AV-GAN: Attention-Based Varifocal Generative Adversarial Network for Uneven Medical Image Translation
Zexin Li, Yiyang Lin, Zijie Fang, Shuyan Li, Xiu Li
TL;DR
This work tackles histopathology virtual staining by translating H&E slides into MT and PAS stains while preserving tissue structure. It introduces AV-GAN, which combines an Attention-based Key Region Selection Module to target regions with high translation difficulty and a Varifocal Module with dual-resolution generators to separately model global and local features, reinforced by an H channel constraint via $L_H$. The model achieves state-of-the-art performance on H&E→MT and H&E→PAS, improving FID and maintaining structural fidelity as shown by CSS, with ablations confirming the benefits of ignoring parameter sharing, optimal key-region counts, and appropriate region sizes. Practically, this approach enables high-quality virtual staining without repeated staining and holds value for downstream diagnostic tasks and automated analysis in pathology.
Abstract
Different types of staining highlight different structures in organs, thereby assisting in diagnosis. However, due to the impossibility of repeated staining, we cannot obtain different types of stained slides of the same tissue area. Translating the slide that is easy to obtain (e.g., H&E) to slides of staining types difficult to obtain (e.g., MT, PAS) is a promising way to solve this problem. However, some regions are closely connected to other regions, and to maintain this connection, they often have complex structures and are difficult to translate, which may lead to wrong translations.
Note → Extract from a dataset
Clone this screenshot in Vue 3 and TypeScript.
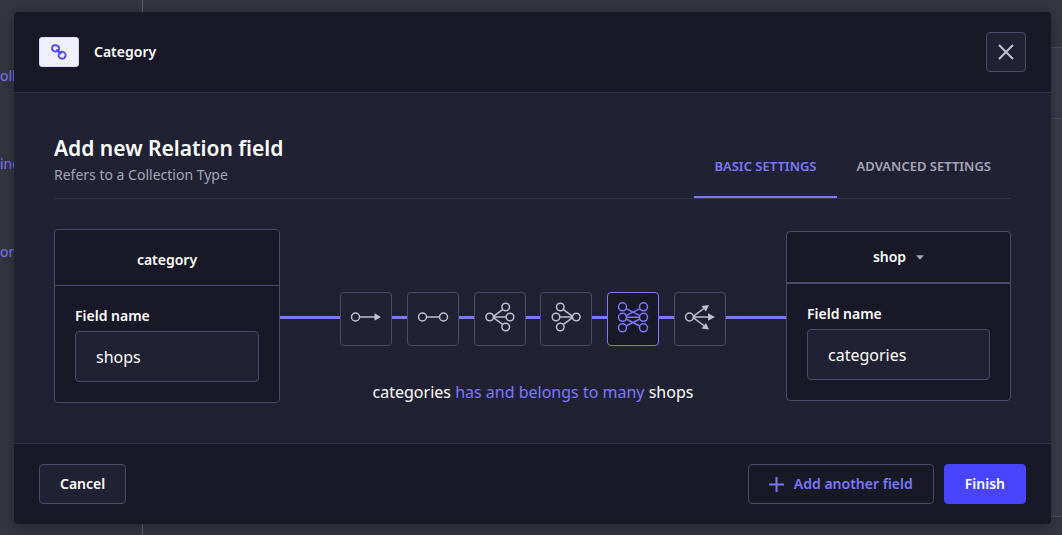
<script setup lang="ts">
import { ref } from 'vue'

interface Relation {
  id: string
  label: string
}

const relations: Relation[] = [
  { id: 'oneWay', label: 'has one' },
  { id: 'oneToOne', label: 'has and belongs to one' },
  { id: 'oneToMany', label: 'belongs to many' },
  { id: 'manyToOne', label: 'has many' },
  { id: 'manyToMany', label: 'has and belongs to many' },
  { id: 'manyWay', label: 'has many (one way)' },
]

const selected = ref('manyToMany')
const sourceField = ref('shops')
const targetField = ref('categories')
const navLinks = ['oll', 'ing', 'om']
</script>

<template>
  <div class="page">
    <nav class="side" aria-label="Content types">
      <a v-for="link in navLinks" :key="link" href="#">{{ link }}</a>
    </nav>
    <div class="content"><div class="panel-head"></div></div>

    <section class="modal" role="dialog" aria-labelledby="crumb">
      <header class="modal-header">
        <span class="type-icon">
          <svg width="16" height="16" viewBox="0 0 16 16" fill="none" stroke="#4945ff" stroke-width="1.8">
            <rect x="1" y="1.2" width="7" height="6.4" rx="3.2" transform="rotate(12 4.5 4.4)" />
            <rect x="7.6" y="7.8" width="7" height="6.8" rx="3.3" transform="rotate(12 11 11.2)" />
            <path d="M5.4 5.4 L10.2 10.2" />
          </svg>
        </span>
        <span id="crumb" class="crumb">Category</span>
        <button class="close" type="button" aria-label="Close">
          <svg width="16" height="16" viewBox="0 0 16 16" stroke="#c0c0cf" stroke-width="2">
            <path d="M1 1 L15 15 M15 1 L1 15" />
          </svg>
        </button>
      </header>

      <div class="modal-body">
        <div class="title-row">
          <div class="titles">
            <h2>Add new Relation field</h2>
            <p>Refers to a Collection Type</p>
          </div>
          <div class="tabs" role="tablist">
            <button class="tab active" type="button" role="tab" aria-selected="true">BASIC SETTINGS</button>
            <button class="tab" type="button" role="tab" aria-selected="false">ADVANCED SETTINGS</button>
          </div>
        </div>

        <div class="relation">
          <div class="card source">
            <div class="card-head">category</div>
            <div class="card-body">
              <label for="source-name">Field name</label>
              <input id="source-name" v-model="sourceField" type="text" />
            </div>
          </div>

          <div class="middle">
            <div class="choices">
              <button
                v-for="r in relations"
                :key="r.id"
                type="button"
                class="choice"
                :class="{ selected: r.id === selected }"
                :aria-label="r.label"
                :aria-pressed="r.id === selected"
                @click="selected = r.id"
              >
                <svg width="32" height="32" viewBox="0 0 32 32" fill="none" stroke="currentColor" stroke-width="1.5">
                  <template v-if="r.id === 'oneWay'">
                    <circle cx="5.5" cy="16" r="4" />
                    <path d="M9.5 16 H26" />
                    <path class="solid" d="M24.5 12.2 L31 16 L24.5 19.8 Z" />
                  </template>
                  <template v-else-if="r.id === 'oneToOne'">
                    <circle cx="5.5" cy="16" r="4" />
                    <circle cx="26.5" cy="16" r="4" />
                    <path d="M9.5 16 H22.5" />
                  </template>
                  <template v-else-if="r.id === 'oneToMany'">
                    <circle cx="5.7" cy="16" r="3.8" />
                    <circle cx="21.7" cy="6" r="3.8" />
                    <circle cx="26" cy="16" r="3.8" />
                    <circle cx="21.7" cy="26" r="3.8" />
                    <path d="M9.6 16 H22 M9.4 15.4 L18.6 8.7 M9.4 16.6 L18.6 23.3" />
                  </template>
                  <template v-else-if="r.id === 'manyToOne'">
                    <circle cx="26.3" cy="16" r="3.8" />
                    <circle cx="10.3" cy="6" r="3.8" />
                    <circle cx="6" cy="16" r="3.8" />
                    <circle cx="10.3" cy="26" r="3.8" />
                    <path d="M22.4 16 H10 M22.6 15.4 L13.4 8.7 M22.6 16.6 L13.4 23.3" />
                  </template>
                  <template v-else-if="r.id === 'manyToMany'">
                    <circle cx="5.5" cy="5.8" r="4" />
                    <circle cx="5.5" cy="16.3" r="4" />
                    <circle cx="5.5" cy="26.8" r="4" />
                    <circle cx="26.5" cy="5.8" r="4" />
                    <circle cx="26.5" cy="16.3" r="4" />
                    <circle cx="26.5" cy="26.8" r="4" />
                    <path d="M9.5 16.3 H22.5 M9 7.6 L23 14.6 M23 7.6 L9 14.6 M9 18 L23 25 M23 18 L9 25" />
                  </template>
                  <template v-else>
                    <circle cx="5.5" cy="16" r="3.9" />
                    <path d="M9.4 16 H25 M9.2 15.4 L20.5 7 M9.2 16.6 L20.5 25" />
                    <path class="solid" d="M24 12.2 L31 16 L24 19.8 Z" />
                    <path class="solid" d="M17.5 5 L25 4 L22 10.6 Z" />
                    <path class="solid" d="M17.5 27.6 L25 28.6 L22 22 Z" />
                  </template>
                </svg>
              </button>
            </div>
            <p class="sentence">categories <span>has and belongs to many</span> shops</p>
          </div>

          <div class="card target">
            <button class="card-head" type="button" aria-haspopup="menu">
              shop
              <svg width="8" height="5" viewBox="0 0 8 5"><path d="M0 0.3 H8 L4 4.8 Z" fill="#a5a5ba" /></svg>
            </button>
            <div class="card-body">
              <label for="target-name">Field name</label>
              <input id="target-name" v-model="targetField" type="text" />
            </div>
          </div>
        </div>
      </div>

      <footer class="modal-footer">
        <button class="btn" type="button">Cancel</button>
        <button class="btn add" type="button">
          <svg width="15" height="15" viewBox="0 0 15 15" stroke="#7b79ff" stroke-width="2">
            <path d="M7.5 0 V15 M0 7.5 H15" />
          </svg>
          Add another field
        </button>
        <button class="btn primary" type="button">Finish</button>
      </footer>
    </section>
  </div>
</template>

<style>
body {
  background: #363640;
}
</style>

<style scoped>
.page {
  position: relative;
  display: flex;
  min-height: 100vh;
  padding: 12px 11px 11px 14px;
  box-sizing: border-box;
  overflow: hidden;
  align-items: flex-start;
  font-family: "Noto Sans", "Open Sans", sans-serif;
  font-size: 14px;
  line-height: 20px;
  color: #fff;
}
button,
input {
  font: inherit;
  color: inherit;
  margin: 0;
  box-sizing: border-box;
}
button {
  cursor: pointer;
}
svg {
  display: block;
  flex: none;
}
.side {
  position: absolute;
  inset: 0 auto 0 0;
  width: 142px;
  padding-top: 66px;
  border-right: 1px solid #5f5e77;
}
.side a {
  display: block;
  margin-bottom: 68px;
  color: #7b79ff;
  text-decoration: none;
}
.content {
  position: absolute;
  inset: 47px 0 18px 200px;
  border: 1px solid #4c4b60;
  border-right: 0;
  background: #3c3b49;
}
.panel-head {
  height: 70px;
  border-bottom: 1px solid #4c4b60;
}
.modal {
  position: relative;
  flex: 1;
  min-width: 0;
  border-radius: 4px;
  background: #212134;
  box-shadow: 0 2px 15px rgba(3, 3, 5, 0.35);
}
.modal-header,
.modal-footer {
  display: flex;
  align-items: center;
  padding: 20px 25px;
  background: #181826;
}
.modal-header {
  border-bottom: 1px solid #32324d;
  border-radius: 4px 4px 0 0;
}
.modal-footer {
  gap: 10px;
  border-top: 1px solid #32324d;
  border-radius: 0 0 4px 4px;
}
.type-icon {
  display: flex;
  align-items: center;
  justify-content: center;
  width: 40px;
  height: 30px;
  box-sizing: border-box;
  border: 1px solid #d9d8ff;
  border-radius: 3px;
  background: #f0f0ff;
}
.crumb {
  margin-left: 15px;
  font-weight: 600;
}
.close {
  display: flex;
  align-items: center;
  justify-content: center;
  width: 40px;
  height: 40px;
  margin-left: auto;
  padding: 0;
  border: 1px solid #4a4a6a;
  border-radius: 4px;
  background: #212134;
}
.modal-body {
  padding: 40px;
}
.title-row {
  display: flex;
  justify-content: space-between;
  align-items: flex-end;
  border-bottom: 1px solid #32324d;
}
.titles {
  padding-bottom: 12px;
}
h2 {
  margin: 0;
  font-size: 21px;
  line-height: 30px;
  font-weight: 600;
}
p {
  margin: 0;
}
.titles p {
  line-height: 23px;
  color: #a5a5ba;
}
.tabs {
  display: flex;
}
.tab {
  padding: 20px;
  border: 0;
  border-bottom: 2px solid transparent;
  background: none;
  font-size: 13px;
  font-weight: 600;
  color: #a5a5ba;
}
.tab.active {
  border-color: #7b79ff;
  color: #7b79ff;
}
.relation {
  display: flex;
  align-items: center;
  margin-top: 30px;
}
.card {
  flex: none;
  box-sizing: border-box;
  border: 1px solid #4a4a6a;
  border-radius: 4px;
  background: #181826;
}
.card.source {
  width: 226px;
}
.card.target {
  width: 225px;
}
.card-head {
  padding: 20px 0 15px;
  border-bottom: 1px solid #4a4a6a;
  text-align: center;
  font-weight: 600;
}
.target .card-head {
  display: flex;
  align-items: center;
  justify-content: center;
  gap: 10px;
  width: 100%;
  padding: 15px 0;
  border: 0;
  border-bottom: 2px solid #4a4a6a;
  background: none;
}
.card-body {
  padding: 20px;
}
.card-body label {
  display: block;
  margin-bottom: 5px;
  font-weight: 600;
}
.card-body input {
  display: block;
  width: 100%;
  height: 51px;
  padding: 0 20px;
  border: 1px solid #4a4a6a;
  border-radius: 4px;
  background: #212134;
  font-size: 16px;
  outline: none;
}
.middle {
  flex: 1;
  align-self: flex-start;
  padding-top: 63px;
}
.choices {
  display: flex;
  justify-content: space-between;
  padding: 0 60px;
  background: linear-gradient(#7b79ff, #7b79ff) 0 24px / 100% 3px no-repeat;
}
.choice {
  display: flex;
  align-items: center;
  justify-content: center;
  width: 52px;
  height: 54px;
  padding: 0 0 4px;
  border: 1px solid #4a4a6a;
  border-radius: 4px;
  background: #212134;
  color: #c0c0cf;
}
.choice.selected {
  border-color: #7b79ff;
  background: #181826;
  color: #7b79ff;
}
.solid {
  fill: currentColor;
  stroke: none;
}
.sentence {
  margin-top: 36px;
  text-align: center;
  font-size: 16px;
}
.sentence span {
  color: #7b79ff;
}
.btn {
  display: flex;
  align-items: center;
  gap: 10px;
  height: 40px;
  padding: 0 20px;
  border: 1px solid #4a4a6a;
  border-radius: 4px;
  background: #212134;
  font-weight: 600;
}
.btn.add {
  margin-left: auto;
  background: #181826;
  color: #7b79ff;
}
.btn.primary {
  border-color: #4945ff;
  background: #4945ff;
}
</style>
In this paper, we propose the Attention-Based Varifocal Generative Adversarial Network (AV-GAN), which solves multiple problems in pathologic image translation tasks, such as uneven translation difficulty in different regions, mutual interference of multiple resolution information, and nuclear deformation. Specifically, we develop an Attention-Based Key Region Selection Module, which can attend to regions with higher translation difficulty. We then develop a Varifocal Module to translate these regions at multiple resolutions. Experimental results show that our proposed AV-GAN outperforms existing image translation methods with two virtual kidney tissue staining tasks and improves FID values by 15.9 and 4.16 respectively in the H&E-MT and H&E-PAS tasks.